▸ **DATA BLOCK**:
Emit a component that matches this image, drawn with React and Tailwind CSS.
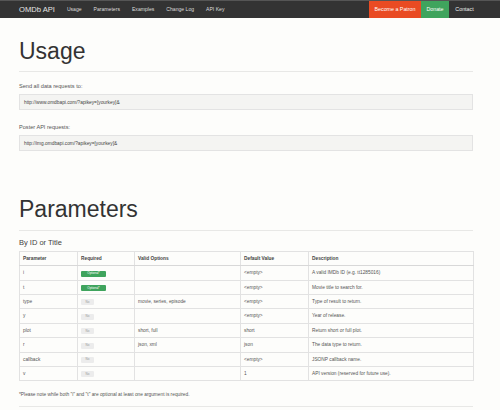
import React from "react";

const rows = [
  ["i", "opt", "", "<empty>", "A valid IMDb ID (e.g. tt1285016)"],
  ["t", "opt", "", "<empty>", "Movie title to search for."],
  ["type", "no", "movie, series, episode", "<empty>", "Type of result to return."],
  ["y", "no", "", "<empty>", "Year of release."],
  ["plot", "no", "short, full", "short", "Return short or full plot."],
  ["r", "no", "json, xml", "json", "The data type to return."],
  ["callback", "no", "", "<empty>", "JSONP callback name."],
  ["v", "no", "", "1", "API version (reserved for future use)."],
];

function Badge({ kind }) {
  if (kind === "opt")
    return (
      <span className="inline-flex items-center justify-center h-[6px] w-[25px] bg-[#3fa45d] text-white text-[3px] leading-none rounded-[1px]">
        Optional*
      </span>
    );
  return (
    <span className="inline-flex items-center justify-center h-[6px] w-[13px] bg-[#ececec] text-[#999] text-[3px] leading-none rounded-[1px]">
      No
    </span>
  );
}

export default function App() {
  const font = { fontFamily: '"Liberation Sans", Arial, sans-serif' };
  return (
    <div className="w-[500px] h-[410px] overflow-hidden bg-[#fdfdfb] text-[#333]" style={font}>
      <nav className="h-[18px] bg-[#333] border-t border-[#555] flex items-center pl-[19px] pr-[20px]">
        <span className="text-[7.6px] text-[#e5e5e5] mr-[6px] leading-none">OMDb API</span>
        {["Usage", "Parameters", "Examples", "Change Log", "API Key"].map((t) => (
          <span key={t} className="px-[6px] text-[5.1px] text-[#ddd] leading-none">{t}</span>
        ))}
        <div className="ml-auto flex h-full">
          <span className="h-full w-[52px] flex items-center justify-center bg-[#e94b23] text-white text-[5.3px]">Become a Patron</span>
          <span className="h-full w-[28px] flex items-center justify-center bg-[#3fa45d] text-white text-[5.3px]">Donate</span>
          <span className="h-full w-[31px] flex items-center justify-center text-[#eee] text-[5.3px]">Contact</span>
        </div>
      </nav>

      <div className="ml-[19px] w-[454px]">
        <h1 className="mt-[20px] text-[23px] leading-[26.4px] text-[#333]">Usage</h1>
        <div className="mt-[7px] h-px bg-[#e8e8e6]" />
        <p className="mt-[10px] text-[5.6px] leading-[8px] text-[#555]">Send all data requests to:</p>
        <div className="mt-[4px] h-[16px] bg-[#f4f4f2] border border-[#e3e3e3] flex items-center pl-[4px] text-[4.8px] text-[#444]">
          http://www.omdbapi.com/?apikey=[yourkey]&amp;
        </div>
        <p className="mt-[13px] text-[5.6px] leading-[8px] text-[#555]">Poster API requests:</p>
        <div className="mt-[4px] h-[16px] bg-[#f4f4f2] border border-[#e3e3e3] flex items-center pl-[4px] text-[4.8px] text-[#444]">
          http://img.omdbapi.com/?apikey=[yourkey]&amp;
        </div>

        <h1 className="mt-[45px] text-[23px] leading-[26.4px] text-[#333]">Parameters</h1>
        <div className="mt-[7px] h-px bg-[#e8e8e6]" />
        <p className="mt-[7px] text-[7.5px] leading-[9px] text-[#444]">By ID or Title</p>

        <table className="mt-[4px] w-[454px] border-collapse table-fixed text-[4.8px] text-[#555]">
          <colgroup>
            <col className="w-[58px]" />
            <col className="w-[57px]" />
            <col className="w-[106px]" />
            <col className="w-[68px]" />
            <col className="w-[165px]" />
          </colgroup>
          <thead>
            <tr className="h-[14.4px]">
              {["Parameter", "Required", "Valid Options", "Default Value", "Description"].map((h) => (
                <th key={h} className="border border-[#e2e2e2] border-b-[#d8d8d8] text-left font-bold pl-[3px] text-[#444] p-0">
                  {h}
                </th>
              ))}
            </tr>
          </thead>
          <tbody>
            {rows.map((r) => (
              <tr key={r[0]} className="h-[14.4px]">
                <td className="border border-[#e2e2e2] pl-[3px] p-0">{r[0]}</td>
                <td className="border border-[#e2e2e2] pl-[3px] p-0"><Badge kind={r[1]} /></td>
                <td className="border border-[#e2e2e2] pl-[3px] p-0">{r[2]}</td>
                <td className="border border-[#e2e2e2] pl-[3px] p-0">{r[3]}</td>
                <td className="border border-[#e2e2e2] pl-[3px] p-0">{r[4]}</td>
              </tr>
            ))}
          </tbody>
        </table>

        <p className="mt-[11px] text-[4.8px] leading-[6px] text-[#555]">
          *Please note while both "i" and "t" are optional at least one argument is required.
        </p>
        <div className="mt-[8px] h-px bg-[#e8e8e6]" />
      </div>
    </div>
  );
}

▸ **REQUEST**:
Except for the pictures, give all the material above again verbatim.

▸ **ANSWER TO THIS TASK**:
Emit a component that matches this image, drawn with React and Tailwind CSS.
import React from "react";

const rows = [
  ["i", "opt", "", "<empty>", "A valid IMDb ID (e.g. tt1285016)"],
  ["t", "opt", "", "<empty>", "Movie title to search for."],
  ["type", "no", "movie, series, episode", "<empty>", "Type of result to return."],
  ["y", "no", "", "<empty>", "Year of release."],
  ["plot", "no", "short, full", "short", "Return short or full plot."],
  ["r", "no", "json, xml", "json", "The data type to return."],
  ["callback", "no", "", "<empty>", "JSONP callback name."],
  ["v", "no", "", "1", "API version (reserved for future use)."],
];

function Badge({ kind }) {
  if (kind === "opt")
    return (
      <span className="inline-flex items-center justify-center h-[6px] w-[25px] bg-[#3fa45d] text-white text-[3px] leading-none rounded-[1px]">
        Optional*
      </span>
    );
  return (
    <span className="inline-flex items-center justify-center h-[6px] w-[13px] bg-[#ececec] text-[#999] text-[3px] leading-none rounded-[1px]">
      No
    </span>
  );
}

export default function App() {
  const font = { fontFamily: '"Liberation Sans", Arial, sans-serif' };
  return (
    <div className="w-[500px] h-[410px] overflow-hidden bg-[#fdfdfb] text-[#333]" style={font}>
      <nav className="h-[18px] bg-[#333] border-t border-[#555] flex items-center pl-[19px] pr-[20px]">
        <span className="text-[7.6px] text-[#e5e5e5] mr-[6px] leading-none">OMDb API</span>
        {["Usage", "Parameters", "Examples", "Change Log", "API Key"].map((t) => (
          <span key={t} className="px-[6px] text-[5.1px] text-[#ddd] leading-none">{t}</span>
        ))}
        <div className="ml-auto flex h-full">
          <span className="h-full w-[52px] flex items-center justify-center bg-[#e94b23] text-white text-[5.3px]">Become a Patron</span>
          <span className="h-full w-[28px] flex items-center justify-center bg-[#3fa45d] text-white text-[5.3px]">Donate</span>
          <span className="h-full w-[31px] flex items-center justify-center text-[#eee] text-[5.3px]">Contact</span>
        </div>
      </nav>

      <div className="ml-[19px] w-[454px]">
        <h1 className="mt-[20px] text-[23px] leading-[26.4px] text-[#333]">Usage</h1>
        <div className="mt-[7px] h-px bg-[#e8e8e6]" />
        <p className="mt-[10px] text-[5.6px] leading-[8px] text-[#555]">Send all data requests to:</p>
        <div className="mt-[4px] h-[16px] bg-[#f4f4f2] border border-[#e3e3e3] flex items-center pl-[4px] text-[4.8px] text-[#444]">
          http://www.omdbapi.com/?apikey=[yourkey]&amp;
        </div>
        <p className="mt-[13px] text-[5.6px] leading-[8px] text-[#555]">Poster API requests:</p>
        <div className="mt-[4px] h-[16px] bg-[#f4f4f2] border border-[#e3e3e3] flex items-center pl-[4px] text-[4.8px] text-[#444]">
          http://img.omdbapi.com/?apikey=[yourkey]&amp;
        </div>

        <h1 className="mt-[45px] text-[23px] leading-[26.4px] text-[#333]">Parameters</h1>
        <div className="mt-[7px] h-px bg-[#e8e8e6]" />
        <p className="mt-[7px] text-[7.5px] leading-[9px] text-[#444]">By ID or Title</p>

        <table className="mt-[4px] w-[454px] border-collapse table-fixed text-[4.8px] text-[#555]">
          <colgroup>
            <col className="w-[58px]" />
            <col className="w-[57px]" />
            <col className="w-[106px]" />
            <col className="w-[68px]" />
            <col className="w-[165px]" />
          </colgroup>
          <thead>
            <tr className="h-[14.4px]">
              {["Parameter", "Required", "Valid Options", "Default Value", "Description"].map((h) => (
                <th key={h} className="border border-[#e2e2e2] border-b-[#d8d8d8] text-left font-bold pl-[3px] text-[#444] p-0">
                  {h}
                </th>
              ))}
            </tr>
          </thead>
          <tbody>
            {rows.map((r) => (
              <tr key={r[0]} className="h-[14.4px]">
                <td className="border border-[#e2e2e2] pl-[3px] p-0">{r[0]}</td>
                <td className="border border-[#e2e2e2] pl-[3px] p-0"><Badge kind={r[1]} /></td>
                <td className="border border-[#e2e2e2] pl-[3px] p-0">{r[2]}</td>
                <td className="border border-[#e2e2e2] pl-[3px] p-0">{r[3]}</td>
                <td className="border border-[#e2e2e2] pl-[3px] p-0">{r[4]}</td>
              </tr>
            ))}
          </tbody>
        </table>

        <p className="mt-[11px] text-[4.8px] leading-[6px] text-[#555]">
          *Please note while both "i" and "t" are optional at least one argument is required.
        </p>
        <div className="mt-[8px] h-px bg-[#e8e8e6]" />
      </div>
    </div>
  );
}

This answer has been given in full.